Saving Private Ryan (1998)
A Review by Christian Pyle
"Saving Private Ryan" will certainly be remembered among the best war movies ever made. It does what a great war movie should-it looks realistically at war and examines war intelligently. The plot is deliberately insane: eight men are sent into enemy territory to rescue one solider, Private Ryan (Matt Damon). Ryan is the last surviving son in his family; his three brothers have all died in action recently. Gen. George Marshall (Harve Presnell) is moved by the plight of Mrs. Ryan, who will learn about the three deaths on the same day, and orders that the last Ryan be returned safely home. The hitch is that Ryan parachuted into Normandy on D-Day, and the Army has no way to know if he is alive or to bring him out except to send a team in after him. So, Capt. John Miller (Tom Hanks) and his squad of Rangers, who have just survived the bloody battle of Omaha Beach, are ordered to risk their lives to bring Ryan back.
Naturally, the eight soldiers on the rescue team must examine why Ryan's life is valued over their own. Ryan serves as much as a symbol as a character; he comes to represent all the people that soldiers sacrifice their lives for. The plot allows "Saving Private Ryan" to explore the complex emotions the soldiers feel about being asked to lay down their lives and those of their buddies for a stranger.
In addition to this theme of sacrifice, "Saving Private Ryan" examines the effects of war. These eight men are not professional soldiers; they are everyday guys from a variety of backgrounds who have been plucked out of their civilian lives. The men have a pool going about what their captain did for a living before the war. When he finally tells them, Miller comments that back home people quickly guess his occupation and wonders if he has been changed by the war, so changed that his wife won't recognize him. Miller justifies the mission as a purification, declaring, "If [saving Ryan] earns me the right to get back to my wife, well then that's my mission."

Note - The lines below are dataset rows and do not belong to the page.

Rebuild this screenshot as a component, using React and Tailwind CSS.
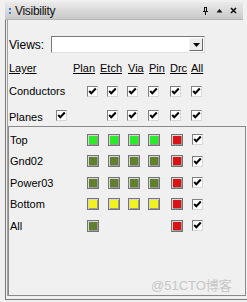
const swatchColors = {
  g: "bg-[#2bea2b]",
  o: "bg-[#60802f]",
  y: "bg-[#f2f21c]",
  r: "bg-[#dc1313]",
};

function Check() {
  return (
    <span className="flex h-[11px] w-[11px] items-center justify-center border border-t-[#808080] border-l-[#808080] border-r-[#d8d8d8] border-b-[#d8d8d8] bg-white">
      <svg width="9" height="9" viewBox="0 0 9 9">
        <path d="M1.2 4 L3.3 6.3 L7.8 1.5" stroke="#000" strokeWidth="2" fill="none" />
      </svg>
    </span>
  );
}

function Swatch({ c }) {
  return (
    <span
      className={`block h-[12px] w-[12px] border border-[#747474] shadow-[inset_1px_1px_0_#d6d6d6,inset_-1px_-1px_0_#9a9a9a] ${swatchColors[c]}`}
    />
  );
}

const layers = [
  { name: "Top", cells: ["g", "g", "g", "g", "r"] },
  { name: "Gnd02", cells: ["o", "o", "o", "o", "r"] },
  { name: "Power03", cells: ["o", "o", "o", "o", "r"] },
  { name: "Bottom", cells: ["y", "y", "y", "y", "r"] },
  { name: "All", cells: ["o", null, null, null, "r"] },
];

export default function App() {
  return (
    <div
      className="relative h-[302px] w-[247px] overflow-hidden bg-[#f0f0f0] pt-[2px] text-[11px] text-black"
      style={{ fontFamily: '"Liberation Sans", Arial, sans-serif' }}
    >
      {/* title bar */}
      <div className="ml-[5px] flex h-[18px] w-[238px] items-center border-b border-[#b4b4b4] bg-[linear-gradient(#eaeaea,#c9c9c9)] pl-[4px] pr-[6px]">
        <span className="mr-[4px] flex flex-col gap-[2px]">
          <span className="block h-[2px] w-[2px] bg-[#3f7fd6]" />
          <span className="block h-[2px] w-[2px] bg-[#3f7fd6]" />
        </span>
        <span className="text-[12px] tracking-[-0.3px] text-[#111]">Visibility</span>
        <div className="ml-auto flex items-center gap-[7px]">
          <svg width="7" height="8" viewBox="0 0 7 8">
            <path d="M2 0.5 H5 M2.5 0.5 V4 M4.5 0.5 V4 M1 4.5 H6 M3.5 4.5 V8" stroke="#111" strokeWidth="1" fill="none" />
          </svg>
          <svg width="7" height="5" viewBox="0 0 7 5">
            <path d="M0.5 4.5 L3.5 1 L6.5 4.5 Z" fill="#111" />
          </svg>
          <svg width="7" height="7" viewBox="0 0 7 7">
            <path d="M1 1 L6 6 M6 1 L1 6" stroke="#111" strokeWidth="1.6" />
          </svg>
        </div>
      </div>

      {/* body */}
      <div className="ml-[5px] h-[280px] border-b border-l border-[#7a7a7a] pl-[1px]">
        <div className="flex h-[276px] flex-col border-l border-[#a0a0a0]">
          {/* views */}
          <div className="mt-[16px] flex h-[17px] items-center">
            <span className="w-[43px] pl-[1px] text-[12px]">Views:</span>
            <div className="flex h-[17px] w-[154px] items-center border border-t-[#7a7a7a] border-l-[#7a7a7a] border-r-[#e0e0e0] border-b-[#e0e0e0] bg-white">
              <div className="ml-auto mr-[1px] flex h-[13px] w-[14px] items-center justify-center border border-t-[#f4f4f4] border-l-[#f4f4f4] border-r-[#6a6a6a] border-b-[#6a6a6a] bg-[#ececec]">
                <svg width="7" height="4" viewBox="0 0 7 4">
                  <path d="M0 0 H7 L3.5 4 Z" fill="#000" />
                </svg>
              </div>
            </div>
          </div>

          {/* header */}
          <div className="mt-[7px] grid h-[14px] grid-cols-[64px_27px_28px_21px_21px_21px_auto] items-center pl-[1px] underline underline-offset-[1px]">
            <span>Layer</span>
            <span>Plan</span>
            <span>Etch</span>
            <span>Via</span>
            <span>Pin</span>
            <span>Drc</span>
            <span>All</span>
          </div>

          {/* conductors */}
          <div className="mt-[6px] grid h-[22px] grid-cols-[78px_20px_20px_21px_22px_21px_11px] items-center pl-[1px]">
            <span>Conductors</span>
            <Check />
            <Check />
            <Check />
            <Check />
            <Check />
            <Check />
          </div>

          {/* planes */}
          <div className="mt-[2px] grid h-[22px] grid-cols-[78px_20px_20px_21px_22px_21px_11px] items-center pl-[1px]">
            <span className="flex items-center">
              <span className="w-[47px] pt-[4px]">Planes</span>
              <Check />
            </span>
            <span />
            <Check />
            <Check />
            <Check />
            <Check />
            <Check />
          </div>

          {/* layers box */}
          <div className="mr-[1px] flex-1 border border-[#8a8a8a] pt-[2px]">
            {layers.map((l) => (
              <div
                key={l.name}
                className="grid h-[21.5px] grid-cols-[77px_21px_20px_20px_23px_21px_11px] items-center pl-[1px]"
              >
                <span>{l.name}</span>
                {l.cells.map((c, i) => (c ? <Swatch key={i} c={c} /> : <span key={i} />))}
                <Check />
              </div>
            ))}
          </div>
        </div>
      </div>

      <span
        className="absolute left-[151px] top-[276px] text-[13px] text-[#c6c6c6]"
        style={{ fontFamily: '"Liberation Sans", "Noto Sans CJK SC", sans-serif' }}
      >
        @51CTO博客
      </span>
    </div>
  );
}
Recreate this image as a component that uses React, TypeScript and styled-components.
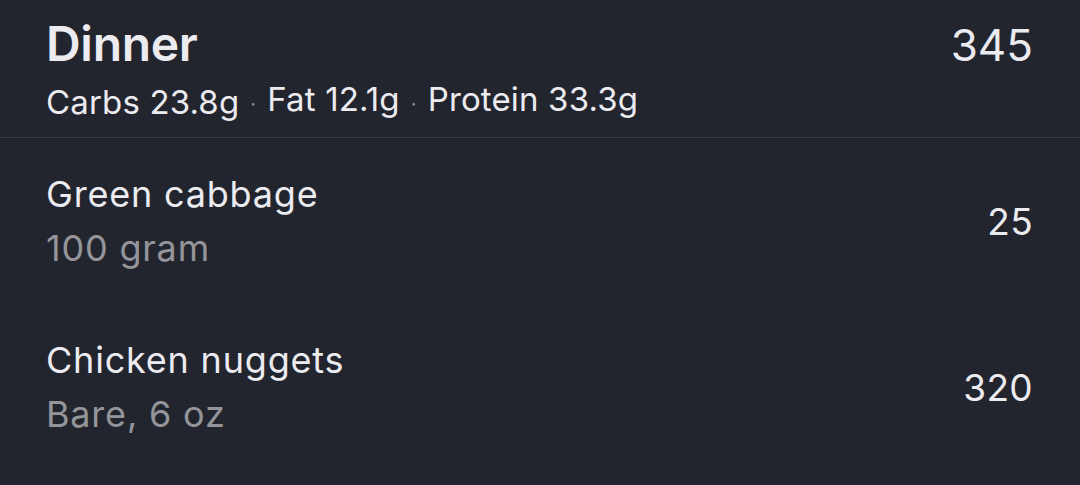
import styled, { createGlobalStyle } from "styled-components";

const GlobalStyle = createGlobalStyle`
  html, body {
    margin: 0;
    padding: 0;
    background: #23252e;
  }
  body {
    font-family: Inter, "Noto Sans", "Liberation Sans", sans-serif;
    -webkit-font-smoothing: antialiased;
  }
`;

const Screen = styled.div`
  width: 1080px;
  height: 485px;
  background: #23252e;
  color: #ebebf0;
  overflow: hidden;
`;

const MealHeader = styled.header`
  display: flex;
  justify-content: space-between;
  align-items: flex-start;
  padding: 16px 47px 0 46px;
  height: 121px;
  border-bottom: 1px solid #363842;
`;

const MealInfo = styled.div`
  display: flex;
  flex-direction: column;
`;

const MealTitle = styled.h1`
  margin: 0;
  font-size: 48px;
  font-weight: 600;
  line-height: 56px;
  letter-spacing: -0.3px;
`;

const Macros = styled.div`
  margin-top: 8px;
  font-size: 33px;
  line-height: 38px;
  letter-spacing: 0.15px;
  display: flex;
  align-items: center;
`;

const Dot = styled.span`
  color: #8e8f96;
  margin: 0 11px;
  font-size: 20px;
`;

const MealTotal = styled.div`
  font-size: 44px;
  line-height: 56px;
  margin-top: 1px;
`;

const FoodList = styled.ul`
  list-style: none;
  margin: 0;
  padding: 0;
`;

const FoodRow = styled.li`
  display: flex;
  justify-content: space-between;
  align-items: center;
  height: 166px;
  padding: 0 47px 0 46px;
  box-sizing: border-box;
`;

const FoodInfo = styled.div`
  display: flex;
  flex-direction: column;
`;

const FoodName = styled.div`
  font-size: 36px;
  line-height: 54px;
  letter-spacing: 0.8px;
`;

const FoodServing = styled.div`
  font-size: 36px;
  line-height: 54px;
  letter-spacing: 0.8px;
  color: #94959b;
`;

const FoodCalories = styled.div`
  font-size: 37px;
  letter-spacing: 0.3px;
`;

type Food = { name: string; serving: string; calories: number };

const foods: Food[] = [
  { name: "Green cabbage", serving: "100 gram", calories: 25 },
  { name: "Chicken nuggets", serving: "Bare, 6 oz", calories: 320 },
];

const macros = ["Carbs 23.8g", "Fat 12.1g", "Protein 33.3g"];

export default function App() {
  return (
    <Screen>
      <GlobalStyle />
      <MealHeader>
        <MealInfo>
          <MealTitle>Dinner</MealTitle>
          <Macros>
            {macros.map((m, i) => (
              <span key={m}>
                {i > 0 && <Dot>·</Dot>}
                {m}
              </span>
            ))}
          </Macros>
        </MealInfo>
        <MealTotal>345</MealTotal>
      </MealHeader>
      <FoodList>
        {foods.map((f) => (
          <FoodRow key={f.name}>
            <FoodInfo>
              <FoodName>{f.name}</FoodName>
              <FoodServing>{f.serving}</FoodServing>
            </FoodInfo>
            <FoodCalories>{f.calories}</FoodCalories>
          </FoodRow>
        ))}
      </FoodList>
    </Screen>
  );
}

The performances are excellent, and the characters are varied and interesting. (This is a major difference between "Private Ryan" and its rival WWII epic "The Thin Red Line," where the characters tend to be indistinct and to blur into each other). The rescue team includes a seasoned sergeant with a collection of dirt from all the places he's fought (Tom Sizemore), a grumbling malcontent (Edward Burns), a sharpshooter who prays before firing (Barry Pepper), a Jewish soldier who enjoys showing his Star of David to captured Nazis (Adam Goldberg), a sensitive medic (Giovanni Ribisi), and a naïve translator who's never been in combat before (Jeremy Davies). Robert Rodat's screenplay is rich in detail and gives the fine cast a good deal to work with.
"Saving Private Ryan" also features the most harrowing war sequence ever committed to film. After a brief introductory frame, we are taken to Miller and crew on a boat headed for Omaha Beach. As soon as the gate drops, machine gun fire begins to tear men to ribbons. Some dive into the water, but bullets still slice into them indiscriminately. Many viewers may be offended by the violence, but it is doubtless a realistic depiction of the battle (as veterans have affirmed). This violence is also quite different than the glamous shoot-'em-ups we've seen so often in action films-the hundreds of soldiers who die in this brief scene never had a chance.
Despite its many strengths, "Saving Private Ryan" also has significant weaknesses in choices made by director Steven Spielberg and cinematographer Janusz Kaminski. Spielberg and Kaminski first collaborated on another movie about the era of WWII, "Schindler's List" (1993). What made "Schindler" such a powerful picture was the clash between Kaminski's stark black-and-white photography and Spielberg's tug-at-your-heartstrings style of epic storytelling-either style without the other would have failed. For "Private Ryan," Spielberg bleached out 60% of the color in post-production. While the black-and-white of "Schindler" served well to suggest the bleakness of the subject matter and to give a sense of the period (most 1940's movies were in b&w), the bleached look of "Private Ryan" seems stylized and that undercuts the movie's aspirations for realism. Another odd choice-Kaminski's camera often shakes. He probably went this way to give the audience a feeling of the chaos and confusion of battle, but the effect it has is to remove us from the scene and remind us of the camera. These strange decisions keep "Private Ryan" from being the masterpiece that "Schindler" was.